捕食ジャーナルでデータが発表された場合、インターネット上にフェイクニュースが溢れるご時世、信頼できる情報かを見分けることがさらに難しくなります。捕食ジャーナルは、科学分野の学術ジャーナルの一般的な特徴の多くを備えており、編集委員会を設けて、査読を実行し、論文を出版していると主張します。しかし、捕食ジャーナルは不完全な論文を公開することで、信頼を落としているのです。

どう対処すべきか

捕食出版社の問題は、さらに大きくなりつつあります。しかし、これらの出版社は、学術界の課題を明らかにするものでもあります。発表論文数がここまで重視されなければ、捕食ジャーナルに論文を投稿する研究者は減るかもしれません。研究職の採用は、研究者の業績の質に基づいて判断されるべきです。また、研究者の昇進は、発表論文数やどこに論文を公開したかで判断されるべきではありません。

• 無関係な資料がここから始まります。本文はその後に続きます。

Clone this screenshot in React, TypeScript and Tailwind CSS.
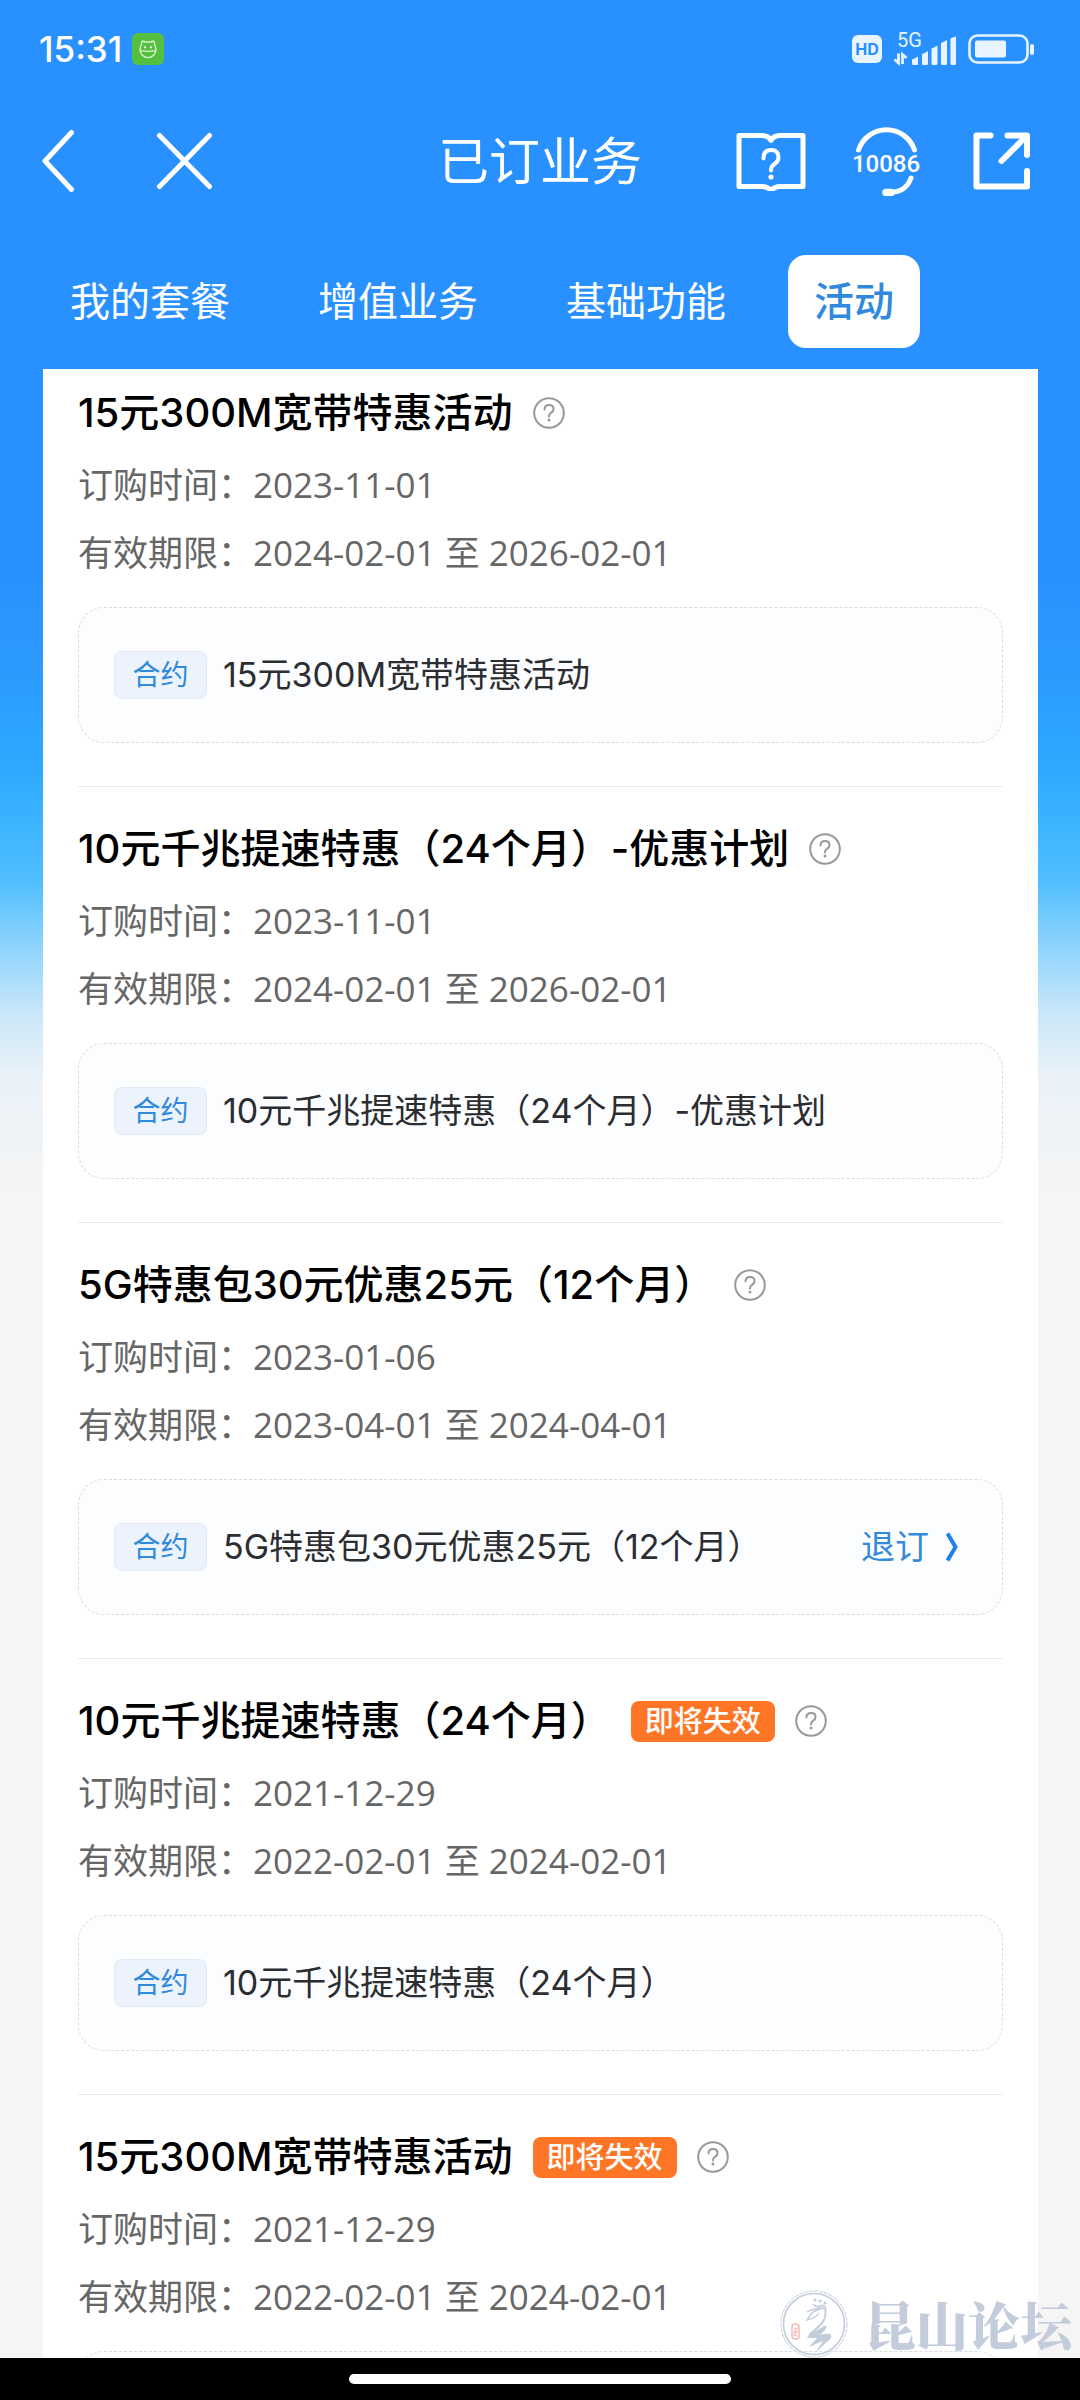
import { useState } from 'react'
import clsx from 'clsx'

interface Activity {
  id: number
  name: string
  orderedAt: string
  from: string
  to: string
  expiring?: boolean
  cancellable?: boolean
}

const tabs = ['我的套餐', '增值业务', '基础功能', '活动']

const activities: Activity[] = [
  { id: 1, name: '15元300M宽带特惠活动', orderedAt: '2023-11-01', from: '2024-02-01', to: '2026-02-01' },
  { id: 2, name: '10元千兆提速特惠（24个月）-优惠计划', orderedAt: '2023-11-01', from: '2024-02-01', to: '2026-02-01' },
  { id: 3, name: '5G特惠包30元优惠25元（12个月）', orderedAt: '2023-01-06', from: '2023-04-01', to: '2024-04-01', cancellable: true },
  { id: 4, name: '10元千兆提速特惠（24个月）', orderedAt: '2021-12-29', from: '2022-02-01', to: '2024-02-01', expiring: true },
  { id: 5, name: '15元300M宽带特惠活动', orderedAt: '2021-12-29', from: '2022-02-01', to: '2024-02-01', expiring: true },
]

function StatusBar() {
  return (
    <div className="flex h-[98px] items-center justify-between pl-[39px] pr-[45px] text-white">
      <div className="flex items-center gap-[10px]">
        <span className="text-[35px] leading-none font-medium">15:31</span>
        <svg className="size-8" viewBox="0 0 32 32" fill="none" stroke="#d8f5c8" strokeWidth="1.4">
          <rect width="32" height="32" rx="6" fill="#55bf3f" stroke="none" />
          <path d="M9.5 11.5 9.8 8.8q1.7-1.6 2.8.2h6.8q1.1-1.8 2.8-.2l.3 2.7q1.400 2.300 1.400 5.200a7.900 7.900 0 0 1-15.800 0q0-2.900 1.400-5.200Z" />
          <path d="M8.4 17.6q7.6 1.6 15.2 0" />
          <path d="M13 13.2v2M19 13.2v2" strokeWidth="2.2" />
        </svg>
      </div>
      <div className="flex items-center">
        <span className="flex h-7 w-[30px] items-center justify-center rounded-md bg-[#e8f4ff] text-[16px] leading-none font-bold text-[#2990ff]">
          HD
        </span>
        <svg className="ml-[10px] h-8 w-[66px] overflow-visible" viewBox="0 0 66 32" fill="#e8f4ff">
          <text x="5" y="14" fontSize="20" fontFamily="Roboto, sans-serif">5G</text>
          <path d="M20 26.5q3-1 6-3V32h-4.500q-1.500 0-1.500-1.500ZM30 21q3-1 6-3v12.500q0 1.500-1.500 1.500h-3q-1.500 0-1.500-1.500ZM39.500 15.500q3-1 6-3v18q0 1.500-1.500 1.500h-3q-1.500 0-1.500-1.500ZM49 10q3-1 6-3v23.500q0 1.500-1.500 1.500h-3q-1.500 0-1.500-1.500ZM58.500 5.500q3-1.500 5.500-2v27q0 1.500-1.500 1.500h-2.500q-1.500 0-1.500-1.500Z" />
          <path d="M6.500 20.500v9.500l-4-3.500M10.500 31v-9.500l4 3.500" fill="none" stroke="#e8f4ff" strokeWidth="2.800" />
        </svg>
        <svg className="ml-[10px] h-[30px] w-[67px]" viewBox="0 0 67 30" fill="none">
          <rect x="1.500" y="1.500" width="58" height="27" rx="8" stroke="#e8f4ff" strokeWidth="2.600" />
          <rect x="7" y="6.500" width="31" height="17" rx="2" fill="#e8f4ff" />
          <rect x="62" y="10" width="4" height="11" rx="2" fill="#e8f4ff" />
        </svg>
      </div>
    </div>
  )
}

function TitleBar() {
  return (
    <div className="grid h-[126px] grid-cols-[1fr_auto_1fr] items-center px-[42px] text-white">
      <div className="flex items-center gap-[82px]">
        <button type="button" aria-label="返回">
          <svg className="h-16 w-8" viewBox="0 0 32 64" fill="none" stroke="currentColor" strokeWidth="5" strokeLinecap="round" strokeLinejoin="round">
            <path d="M29.500 3.500 3 32l26.500 28.500" />
          </svg>
        </button>
        <button type="button" aria-label="关闭">
          <svg className="h-16 w-14" viewBox="0 0 56 64" fill="none" stroke="currentColor" strokeWidth="5" strokeLinecap="round">
            <path d="M3.500 6.500l50 51M53.500 6.500l-50 51" />
          </svg>
        </button>
      </div>
      <h1 className="text-[51px] leading-none">已订业务</h1>
      <div className="flex items-center justify-end gap-[46px]">
        <button type="button" aria-label="帮助">
          <svg className="h-[60px] w-[70px]" viewBox="0 0 70 60" fill="none" stroke="currentColor" strokeWidth="5" strokeLinejoin="round">
            <path d="M3 4.500h23q6.500 0 9 5 2.500-5 9-5h23v51H44q-5.500 0-9 4-3.500-4-9-4H3Z" />
            <path d="M27.500 27.500q0-8.500 7.500-8.500t7.500 7.500q0 4-4 6.500-3.500 2.200-3.500 6.500" strokeWidth="4" strokeLinecap="round" />
            <circle cx="35" cy="46" r="2.600" fill="currentColor" stroke="none" />
          </svg>
        </button>
        <button type="button" aria-label="客服">
          <svg className="h-[70px] w-[68px]" viewBox="0 0 68 70" fill="none" stroke="currentColor" strokeWidth="5" strokeLinecap="round">
            <path d="M6.500 24A29.500 29.500 0 0 1 62.500 24" />
            <path d="M59 52Q54 66 38 66.500" />
            <path d="M34 66.500h5" strokeWidth="7.500" />
            <text x="34" y="46" fontSize="24" fontWeight="500" fontFamily="Roboto, sans-serif" textAnchor="middle" fill="currentColor" stroke="none">10086</text>
          </svg>
        </button>
        <button type="button" aria-label="分享">
          <svg className="h-[58px] w-[72px]" viewBox="0 0 72 58" fill="none" stroke="currentColor" strokeWidth="6" strokeLinecap="round" strokeLinejoin="round">
            <path d="M24.500 3.500H10.500v51h50.500V39" />
            <path d="M41.500 3.500H61V23" />
            <path d="M60 4.500 35.500 29" />
          </svg>
        </button>
      </div>
    </div>
  )
}

function HelpButton() {
  return (
    <button type="button" aria-label="说明" className="shrink-0">
      <svg className="size-8" viewBox="0 0 32 32" fill="none" stroke="#999" strokeWidth="2" strokeLinecap="round">
        <circle cx="16" cy="16" r="14.800" />
        <path d="M11.500 12.500q0-4.500 4.500-4.500t4.500 4q0 2.200-2.300 3.700-2.200 1.500-2.200 3.800" />
        <circle cx="16" cy="23" r="1.500" fill="#999" stroke="none" />
      </svg>
    </button>
  )
}

function ActivityItem({ activity }: { activity: Activity }) {
  return (
    <li className="border-b border-[#ebebeb] pt-8 pb-[43px] first:pt-[14px] last:border-b-0">
      <div className="flex h-[60px] items-center gap-5">
        <h2 className="text-[40px] leading-none font-medium whitespace-nowrap text-black">{activity.name}</h2>
        {activity.expiring && (
          <span className="flex h-[41px] shrink-0 items-center rounded-lg bg-[#ff7526] px-[14px] text-[29px] leading-none font-medium text-white">
            即将失效
          </span>
        )}
        <HelpButton />
      </div>
      <div className="mt-2 font-['Open_Sans','Noto_Sans_CJK_SC',sans-serif] text-[35px] leading-[68px] text-[#666]">
        <p>订购时间：{activity.orderedAt}</p>
        <p>
          有效期限：{activity.from} 至 {activity.to}
        </p>
      </div>
      <div className="mt-5 flex h-[136px] items-center rounded-[26px] border border-dashed border-[#d9dce0] bg-[#fbfdff] pr-[43px] pl-[35px]">
        <span className="flex h-12 w-[93px] shrink-0 items-center justify-center rounded-lg border border-[#e2e9f6] bg-[#edf3fd] text-[28px] leading-none text-[#2f8ade]">
          合约
        </span>
        <span className="ml-4 text-[34px] leading-none whitespace-nowrap text-[#2c2d30]">{activity.name}</span>
        {activity.cancellable && (
          <button type="button" className="ml-auto flex items-center gap-4 text-[34px] leading-none text-[#3389dc]">
            退订
            <svg className="h-[30px] w-[14px]" viewBox="0 0 14 30" fill="none" stroke="#1e80f0" strokeWidth="4">
              <path d="M2.500 1.500 10.500 15l-8 13.500" />
            </svg>
          </button>
        )}
      </div>
    </li>
  )
}

function Watermark() {
  return (
    <div className="pointer-events-none absolute right-2 bottom-0 flex items-center gap-4">
      <svg className="size-[68px]" viewBox="0 0 68 68" fill="none" stroke="#c3ccda">
        <circle cx="34" cy="34" r="33" strokeWidth="1" strokeDasharray="4 1" />
        <circle cx="34" cy="34" r="30.500" strokeWidth="1.600" />
        {/* dancer: hair ornament, face and sleeve */}
        <circle cx="35" cy="10" r="1.600" fill="#c3ccda" stroke="none" />
        <circle cx="40" cy="11" r="1.600" fill="#c3ccda" stroke="none" />
        <circle cx="45" cy="13" r="1.600" fill="#c3ccda" stroke="none" />
        <path d="M33 14q4 4 7 2t6 2" strokeWidth="1.600" />
        <path d="M27 22q7-4 17-4-9 2-13 6l-4 6q9-2 12-7" strokeWidth="1.400" />
        <path d="M45 18q2 9-3 15T29 45" strokeWidth="2" />
        <path d="M27 48q2-5 9-7l8-5q4-1 2 3l-6 6q6-2 10-1 3 2-1 6L35 63l8-12-14 6 8-9Z" fill="#c3ccda" stroke="none" />
        <rect x="12" y="34" width="7" height="15" rx="3" stroke="#f3b8b8" strokeWidth="1.500" />
        <path d="m14 38 3 1-3 3h3l-3 3 3 1" stroke="#f3b8b8" strokeWidth="1.200" />
      </svg>
      <span className="font-['Noto_Serif_CJK_SC','Noto_Sans_CJK_SC',serif] text-[52px] leading-none font-black text-[#c3ccda]">
        昆山论坛
      </span>
    </div>
  )
}

export default function App() {
  const [activeTab, setActiveTab] = useState('活动')

  return (
    <div className="flex h-screen flex-col bg-[#f5f5f5] bg-[linear-gradient(#2990ff_560px,#2c9bff_680px,#2daaff_770px,#50beff_880px,#91d5fc_950px,#cfe9f9_1020px,#eaf2f8_1080px,#f5f5f5_1190px)] font-['Inter','Noto_Sans_CJK_SC',sans-serif]">
      <header>
        <StatusBar />
        <TitleBar />
        <div role="tablist" className="flex gap-9 pt-[31px] pb-[21px] pl-11">
          {tabs.map((tab) => (
            <button
              key={tab}
              type="button"
              role="tab"
              aria-selected={tab === activeTab}
              onClick={() => setActiveTab(tab)}
              className={clsx(
                'h-[93px] rounded-[18px] px-[26px] text-[40px] leading-none whitespace-nowrap',
                tab === activeTab ? 'bg-white font-medium text-[#2f8ade]' : 'text-white',
              )}
            >
              {tab}
            </button>
          ))}
        </div>
      </header>

      <div className="relative min-h-0 flex-1">
        <main className="h-full overflow-y-auto [scrollbar-width:none]">
          <ul className="mr-[42px] ml-[43px] bg-white px-[35px]">
            {activities.map((activity) => (
              <ActivityItem key={activity.id} activity={activity} />
            ))}
          </ul>
        </main>
        <Watermark />
      </div>

      <footer className="flex h-[42px] shrink-0 items-center justify-center bg-black">
        <div className="h-[10px] w-[382px] rounded-full bg-white" />
      </footer>
    </div>
  )
}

論文が掲載された学術ジャーナルを論文の質の指標とするのをやめる必要があります。学術ジャーナルのインパクトファクターが論文の影響を示す絶対的な指標ではないと言われる理由です。論文の有用性を評価する別の方法が必要なのです。論文の価値を考える際、例えばその論文の引用数は、学術ジャーナルのインパクトファクターよりもよい手がかりになるでしょう。

捕食出版社は、OAにも悪い影響を及ぼします。捕食出版社の存在は、科学ジャーナルが、OAジャーナルに論文を発表したい著者の信頼を得ることを難しくするのです。また、捕食ジャーナルによる悪行を、従来型の学術ジャーナルが、OAジャーナルへの論文投稿を避けるように研究者を説得するための材料として使うこともあります。OAは、世界中の研究者にとって重要です。情報を隠し続けようとするいかなる行為も、科学の発展にはつながりません。

捕食ジャーナルは査読のないOAジャーナルであり、掲載されている多くは質の低い論文です。だまされて論文を投稿してしまう著者もいることでしょう。捕食ジャーナルの正体が明らかになった場合、研究者としての昇進や常勤職の採用判断の妨げになるかもしれません。投稿先の学術ジャーナルによって論文の質が測られることがなくなれば、捕食ジャーナルの存在がこれほど深刻な問題ではなくなるかもしれません。